* _AIM_
Restate each line of the listing exactly, without carrying over any pictures.

* _GIVEN DATA_

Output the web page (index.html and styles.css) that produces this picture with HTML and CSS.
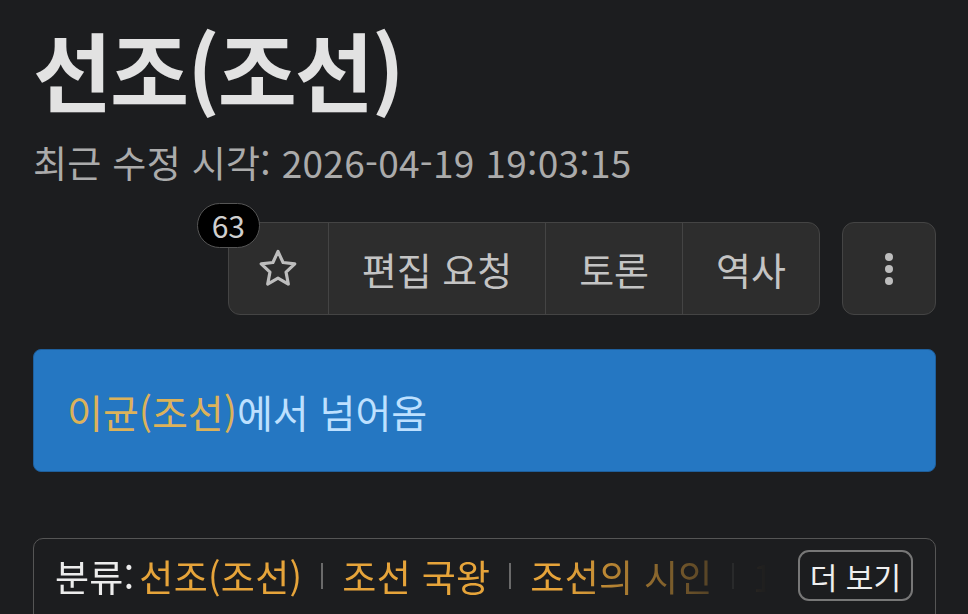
FILE: index.html
```html
<!doctype html>
<html lang="ko">

<head>
    <meta charset="utf-8">
    <title>선조(조선)</title>
    <link rel="stylesheet" href="styles.css">
</head>

<body>
    <div class="page">
        <h1 class="title">선조(조선)</h1>
        <div class="meta">최근 수정 시각: 2026-04-19 19:03:15</div>

        <div class="toolbar">
            <div class="btnGroup">
                <span class="starCount">63</span>
                <a class="btn starBtn" href="#">
                    <svg width="42" height="42" viewBox="0 0 24 24" fill="none" stroke="currentColor" stroke-width="1.8" stroke-linejoin="round">
                        <polygon points="12 2 14.9 8.3 21.6 9.1 16.6 13.8 17.9 20.6 12 17.2 6.1 20.6 7.4 13.8 2.4 9.1 9.1 8.3"/>
                    </svg>
                </a>
                <a class="btn" href="#">편집 요청</a>
                <a class="btn" href="#">토론</a>
                <a class="btn" href="#">역사</a>
            </div>
            <a class="moreBtn" href="#">
                <span class="dot"></span>
                <span class="dot"></span>
                <span class="dot"></span>
            </a>
        </div>

        <div class="redirect">
            <a href="#">이균(조선)</a>에서 넘어옴
        </div>

        <div class="categories">
            <div class="catList">
                <span class="catLabel">분류:</span>
                <a href="#">선조(조선)</a>
                <span class="sep"></span>
                <a href="#">조선 국왕</a>
                <span class="sep"></span>
                <a href="#">조선의 시인</a>
                <span class="sep"></span>
                <a class="lastCat" href="#">1552년 출생</a>
            </div>
            <button class="moreCats">더 보기</button>
        </div>
    </div>
</body>

</html>
```

FILE: styles.css
```css
* {
    margin: 0;
    padding: 0;
    box-sizing: border-box;
}

body {
    background-color: #1c1d1f;
    color: #e0e0e0;
    font-family: "Noto Sans CJK KR", "Noto Sans", sans-serif;
    overflow: hidden;
}

a {
    text-decoration: none;
    color: inherit;
}

.page {
    padding: 15px 32px 0 33px;
}

.title {
    font-size: 86px;
    font-weight: 700;
    line-height: 108px;
    letter-spacing: -2px;
    color: #e2e2e2;
}

.meta {
    font-size: 37px;
    line-height: 48px;
    letter-spacing: 0.3px;
    color: #ababab;
    margin-top: 15px;
}

.toolbar {
    display: flex;
    justify-content: flex-end;
    gap: 22px;
    margin-top: 36px;
}

.btnGroup {
    position: relative;
    display: flex;
    height: 93px;
    border: solid 1px #444;
    border-radius: 12px;
    background-color: #2d2d2d;
}

.btn {
    display: flex;
    align-items: center;
    justify-content: center;
    padding: 0 33px;
    font-size: 38px;
    color: #c4c4c4;
    border-left: solid 1px #444;
}

.btn:first-of-type {
    border-left: none;
}

.starBtn {
    width: 99px;
    padding: 0;
    color: #bdbdbd;
}

.starCount {
    position: absolute;
    left: -32px;
    top: -20px;
    height: 45px;
    padding: 0 14px;
    border: solid 1px #555;
    border-radius: 23px;
    background-color: #000;
    color: #cfcfcf;
    font-size: 30px;
    line-height: 42px;
}

.moreBtn {
    display: flex;
    flex-direction: column;
    align-items: center;
    justify-content: center;
    gap: 4px;
    width: 94px;
    height: 93px;
    border: solid 1px #444;
    border-radius: 12px;
    background-color: #2d2d2d;
}

.dot {
    width: 8px;
    height: 8px;
    border-radius: 50%;
    background-color: #bdbdbd;
}

.redirect {
    margin-top: 34px;
    height: 123px;
    display: flex;
    align-items: center;
    padding-left: 33px;
    background-color: #2577c2;
    border: solid 1px #1e5f9c;
    border-radius: 8px;
    font-size: 39px;
    color: #bde0ff;
}

.redirect a {
    color: #dcb25a;
}

.categories {
    margin-top: 66px;
    height: 90px;
    display: flex;
    align-items: flex-start;
    gap: 16px;
    padding: 11px 22px 0 21px;
    border: solid 1px #555;
    border-radius: 10px;
}

.catList {
    flex: 1;
    min-width: 0;
    display: flex;
    align-items: center;
    gap: 19px;
    height: 51px;
    font-size: 37px;
    letter-spacing: 0.3px;
    white-space: nowrap;
    overflow: hidden;
    -webkit-mask-image: linear-gradient(to right, #000 70%, transparent 98%);
    mask-image: linear-gradient(to right, #000 70%, transparent 98%);
}

.catLabel {
    color: #ececec;
    margin-right: -14px;
}

.catList a {
    flex-shrink: 0;
    color: #e6a43a;
}

.catList .lastCat {
    flex-shrink: 1;
    min-width: 0;
    overflow: hidden;
}

.sep {
    flex-shrink: 0;
    width: 2px;
    height: 26px;
    background-color: #6a6a6a;
}

.moreCats {
    flex-shrink: 0;
    height: 51px;
    padding: 0 10px;
    background: none;
    border: solid 2px #777;
    border-radius: 11px;
    color: #efefef;
    font-family: inherit;
    font-size: 30px;
}
```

* _FINISHED EXERCISE_
Output the web page (index.html and styles.css) that produces this picture with HTML and CSS.
FILE: index.html
```html
<!doctype html>
<html lang="ko">

<head>
    <meta charset="utf-8">
    <title>선조(조선)</title>
    <link rel="stylesheet" href="styles.css">
</head>

<body>
    <div class="page">
        <h1 class="title">선조(조선)</h1>
        <div class="meta">최근 수정 시각: 2026-04-19 19:03:15</div>

        <div class="toolbar">
            <div class="btnGroup">
                <span class="starCount">63</span>
                <a class="btn starBtn" href="#">
                    <svg width="42" height="42" viewBox="0 0 24 24" fill="none" stroke="currentColor" stroke-width="1.8" stroke-linejoin="round">
                        <polygon points="12 2 14.9 8.3 21.6 9.1 16.6 13.8 17.9 20.6 12 17.2 6.1 20.6 7.4 13.8 2.4 9.1 9.1 8.3"/>
                    </svg>
                </a>
                <a class="btn" href="#">편집 요청</a>
                <a class="btn" href="#">토론</a>
                <a class="btn" href="#">역사</a>
            </div>
            <a class="moreBtn" href="#">
                <span class="dot"></span>
                <span class="dot"></span>
                <span class="dot"></span>
            </a>
        </div>

        <div class="redirect">
            <a href="#">이균(조선)</a>에서 넘어옴
        </div>

        <div class="categories">
            <div class="catList">
                <span class="catLabel">분류:</span>
                <a href="#">선조(조선)</a>
                <span class="sep"></span>
                <a href="#">조선 국왕</a>
                <span class="sep"></span>
                <a href="#">조선의 시인</a>
                <span class="sep"></span>
                <a class="lastCat" href="#">1552년 출생</a>
            </div>
            <button class="moreCats">더 보기</button>
        </div>
    </div>
</body>

</html>
```

FILE: styles.css
```css
* {
    margin: 0;
    padding: 0;
    box-sizing: border-box;
}

body {
    background-color: #1c1d1f;
    color: #e0e0e0;
    font-family: "Noto Sans CJK KR", "Noto Sans", sans-serif;
    overflow: hidden;
}

a {
    text-decoration: none;
    color: inherit;
}

.page {
    padding: 15px 32px 0 33px;
}

.title {
    font-size: 86px;
    font-weight: 700;
    line-height: 108px;
    letter-spacing: -2px;
    color: #e2e2e2;
}

.meta {
    font-size: 37px;
    line-height: 48px;
    letter-spacing: 0.3px;
    color: #ababab;
    margin-top: 15px;
}

.toolbar {
    display: flex;
    justify-content: flex-end;
    gap: 22px;
    margin-top: 36px;
}

.btnGroup {
    position: relative;
    display: flex;
    height: 93px;
    border: solid 1px #444;
    border-radius: 12px;
    background-color: #2d2d2d;
}

.btn {
    display: flex;
    align-items: center;
    justify-content: center;
    padding: 0 33px;
    font-size: 38px;
    color: #c4c4c4;
    border-left: solid 1px #444;
}

.btn:first-of-type {
    border-left: none;
}

.starBtn {
    width: 99px;
    padding: 0;
    color: #bdbdbd;
}

.starCount {
    position: absolute;
    left: -32px;
    top: -20px;
    height: 45px;
    padding: 0 14px;
    border: solid 1px #555;
    border-radius: 23px;
    background-color: #000;
    color: #cfcfcf;
    font-size: 30px;
    line-height: 42px;
}

.moreBtn {
    display: flex;
    flex-direction: column;
    align-items: center;
    justify-content: center;
    gap: 4px;
    width: 94px;
    height: 93px;
    border: solid 1px #444;
    border-radius: 12px;
    background-color: #2d2d2d;
}

.dot {
    width: 8px;
    height: 8px;
    border-radius: 50%;
    background-color: #bdbdbd;
}

.redirect {
    margin-top: 34px;
    height: 123px;
    display: flex;
    align-items: center;
    padding-left: 33px;
    background-color: #2577c2;
    border: solid 1px #1e5f9c;
    border-radius: 8px;
    font-size: 39px;
    color: #bde0ff;
}

.redirect a {
    color: #dcb25a;
}

.categories {
    margin-top: 66px;
    height: 90px;
    display: flex;
    align-items: flex-start;
    gap: 16px;
    padding: 11px 22px 0 21px;
    border: solid 1px #555;
    border-radius: 10px;
}

.catList {
    flex: 1;
    min-width: 0;
    display: flex;
    align-items: center;
    gap: 19px;
    height: 51px;
    font-size: 37px;
    letter-spacing: 0.3px;
    white-space: nowrap;
    overflow: hidden;
    -webkit-mask-image: linear-gradient(to right, #000 70%, transparent 98%);
    mask-image: linear-gradient(to right, #000 70%, transparent 98%);
}

.catLabel {
    color: #ececec;
    margin-right: -14px;
}

.catList a {
    flex-shrink: 0;
    color: #e6a43a;
}

.catList .lastCat {
    flex-shrink: 1;
    min-width: 0;
    overflow: hidden;
}

.sep {
    flex-shrink: 0;
    width: 2px;
    height: 26px;
    background-color: #6a6a6a;
}

.moreCats {
    flex-shrink: 0;
    height: 51px;
    padding: 0 10px;
    background: none;
    border: solid 2px #777;
    border-radius: 11px;
    color: #efefef;
    font-family: inherit;
    font-size: 30px;
}
```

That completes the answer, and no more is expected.